═════ SOURCE EXCERPT ═════
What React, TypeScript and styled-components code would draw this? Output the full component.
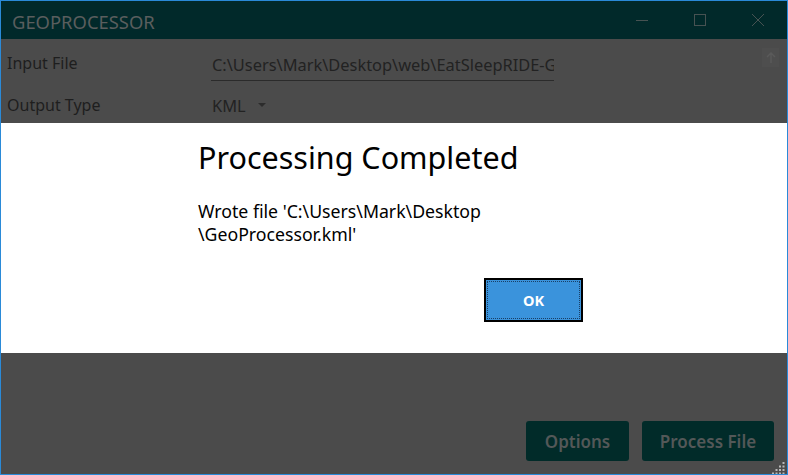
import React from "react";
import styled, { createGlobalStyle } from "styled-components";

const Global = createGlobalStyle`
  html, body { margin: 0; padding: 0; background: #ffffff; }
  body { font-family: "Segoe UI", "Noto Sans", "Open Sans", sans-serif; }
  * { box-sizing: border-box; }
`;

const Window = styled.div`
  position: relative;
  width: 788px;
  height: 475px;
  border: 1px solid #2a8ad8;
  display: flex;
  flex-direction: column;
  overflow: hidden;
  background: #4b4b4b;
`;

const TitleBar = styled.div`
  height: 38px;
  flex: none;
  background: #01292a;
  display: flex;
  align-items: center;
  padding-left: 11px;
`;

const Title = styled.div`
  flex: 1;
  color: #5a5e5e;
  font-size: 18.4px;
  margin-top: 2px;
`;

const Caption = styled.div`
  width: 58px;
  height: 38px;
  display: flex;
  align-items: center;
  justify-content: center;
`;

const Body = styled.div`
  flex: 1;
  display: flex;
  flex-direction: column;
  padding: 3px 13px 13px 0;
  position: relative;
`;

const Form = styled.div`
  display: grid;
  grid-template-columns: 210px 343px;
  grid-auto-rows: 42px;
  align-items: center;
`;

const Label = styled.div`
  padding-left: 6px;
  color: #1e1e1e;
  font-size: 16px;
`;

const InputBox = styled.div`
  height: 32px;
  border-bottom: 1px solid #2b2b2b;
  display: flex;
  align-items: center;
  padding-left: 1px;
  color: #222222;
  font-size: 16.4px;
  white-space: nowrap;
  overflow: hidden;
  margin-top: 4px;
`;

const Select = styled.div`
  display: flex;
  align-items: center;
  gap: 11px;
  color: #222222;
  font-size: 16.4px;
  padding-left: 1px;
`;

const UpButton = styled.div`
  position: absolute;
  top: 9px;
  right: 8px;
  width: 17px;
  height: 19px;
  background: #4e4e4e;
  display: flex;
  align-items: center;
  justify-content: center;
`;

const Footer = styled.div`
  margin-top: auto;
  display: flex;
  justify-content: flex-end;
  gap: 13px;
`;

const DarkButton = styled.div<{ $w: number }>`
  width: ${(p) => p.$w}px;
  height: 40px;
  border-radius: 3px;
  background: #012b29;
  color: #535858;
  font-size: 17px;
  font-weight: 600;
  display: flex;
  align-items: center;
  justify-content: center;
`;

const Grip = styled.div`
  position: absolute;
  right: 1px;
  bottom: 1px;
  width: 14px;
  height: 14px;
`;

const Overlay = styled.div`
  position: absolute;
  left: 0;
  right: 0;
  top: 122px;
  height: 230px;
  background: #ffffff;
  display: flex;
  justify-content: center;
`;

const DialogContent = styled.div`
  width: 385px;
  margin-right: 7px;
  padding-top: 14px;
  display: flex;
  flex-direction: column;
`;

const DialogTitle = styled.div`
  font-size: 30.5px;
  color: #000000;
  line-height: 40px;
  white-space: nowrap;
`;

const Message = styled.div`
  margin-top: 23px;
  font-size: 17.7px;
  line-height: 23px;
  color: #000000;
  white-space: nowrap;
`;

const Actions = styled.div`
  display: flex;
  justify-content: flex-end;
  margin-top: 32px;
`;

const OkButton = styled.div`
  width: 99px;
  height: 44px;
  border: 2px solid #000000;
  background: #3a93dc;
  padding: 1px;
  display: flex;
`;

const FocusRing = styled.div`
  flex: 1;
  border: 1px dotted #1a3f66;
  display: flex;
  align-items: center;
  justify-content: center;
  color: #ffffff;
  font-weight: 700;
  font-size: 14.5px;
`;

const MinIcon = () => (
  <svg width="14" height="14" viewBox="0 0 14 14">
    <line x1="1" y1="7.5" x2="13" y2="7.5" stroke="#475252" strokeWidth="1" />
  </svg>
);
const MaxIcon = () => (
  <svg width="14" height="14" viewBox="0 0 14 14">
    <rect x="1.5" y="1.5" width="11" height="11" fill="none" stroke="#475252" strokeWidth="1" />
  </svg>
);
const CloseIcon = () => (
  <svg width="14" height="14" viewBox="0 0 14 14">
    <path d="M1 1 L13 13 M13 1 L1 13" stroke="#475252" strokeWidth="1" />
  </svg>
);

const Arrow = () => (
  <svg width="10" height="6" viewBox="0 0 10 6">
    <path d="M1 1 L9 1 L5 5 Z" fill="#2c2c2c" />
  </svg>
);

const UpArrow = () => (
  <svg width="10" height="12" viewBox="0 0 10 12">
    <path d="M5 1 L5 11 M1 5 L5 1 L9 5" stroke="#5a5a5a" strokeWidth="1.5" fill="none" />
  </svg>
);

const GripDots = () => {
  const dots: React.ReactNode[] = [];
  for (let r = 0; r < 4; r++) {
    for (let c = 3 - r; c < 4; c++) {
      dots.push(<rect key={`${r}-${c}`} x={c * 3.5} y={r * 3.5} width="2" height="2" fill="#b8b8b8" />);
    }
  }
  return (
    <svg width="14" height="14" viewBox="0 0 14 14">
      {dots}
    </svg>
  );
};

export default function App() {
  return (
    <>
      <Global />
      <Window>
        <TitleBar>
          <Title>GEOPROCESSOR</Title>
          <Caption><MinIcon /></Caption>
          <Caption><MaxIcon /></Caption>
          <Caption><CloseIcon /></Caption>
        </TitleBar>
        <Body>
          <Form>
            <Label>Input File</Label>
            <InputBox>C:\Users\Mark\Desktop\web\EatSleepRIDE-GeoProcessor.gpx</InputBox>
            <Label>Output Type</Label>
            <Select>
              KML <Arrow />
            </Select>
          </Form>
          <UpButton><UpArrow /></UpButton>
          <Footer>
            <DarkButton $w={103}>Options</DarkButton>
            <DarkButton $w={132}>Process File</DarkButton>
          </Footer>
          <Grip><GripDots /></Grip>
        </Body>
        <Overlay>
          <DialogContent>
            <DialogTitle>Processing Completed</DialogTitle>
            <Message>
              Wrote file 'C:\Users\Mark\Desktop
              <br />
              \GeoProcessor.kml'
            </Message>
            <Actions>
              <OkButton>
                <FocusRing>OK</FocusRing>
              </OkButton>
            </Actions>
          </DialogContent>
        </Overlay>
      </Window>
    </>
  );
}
═════
■ **GIVEN REQUEST**
Tally up the lines with the word "Output" in them, and answer with that number by itself.

■ **WRITTEN RESPONSE**
2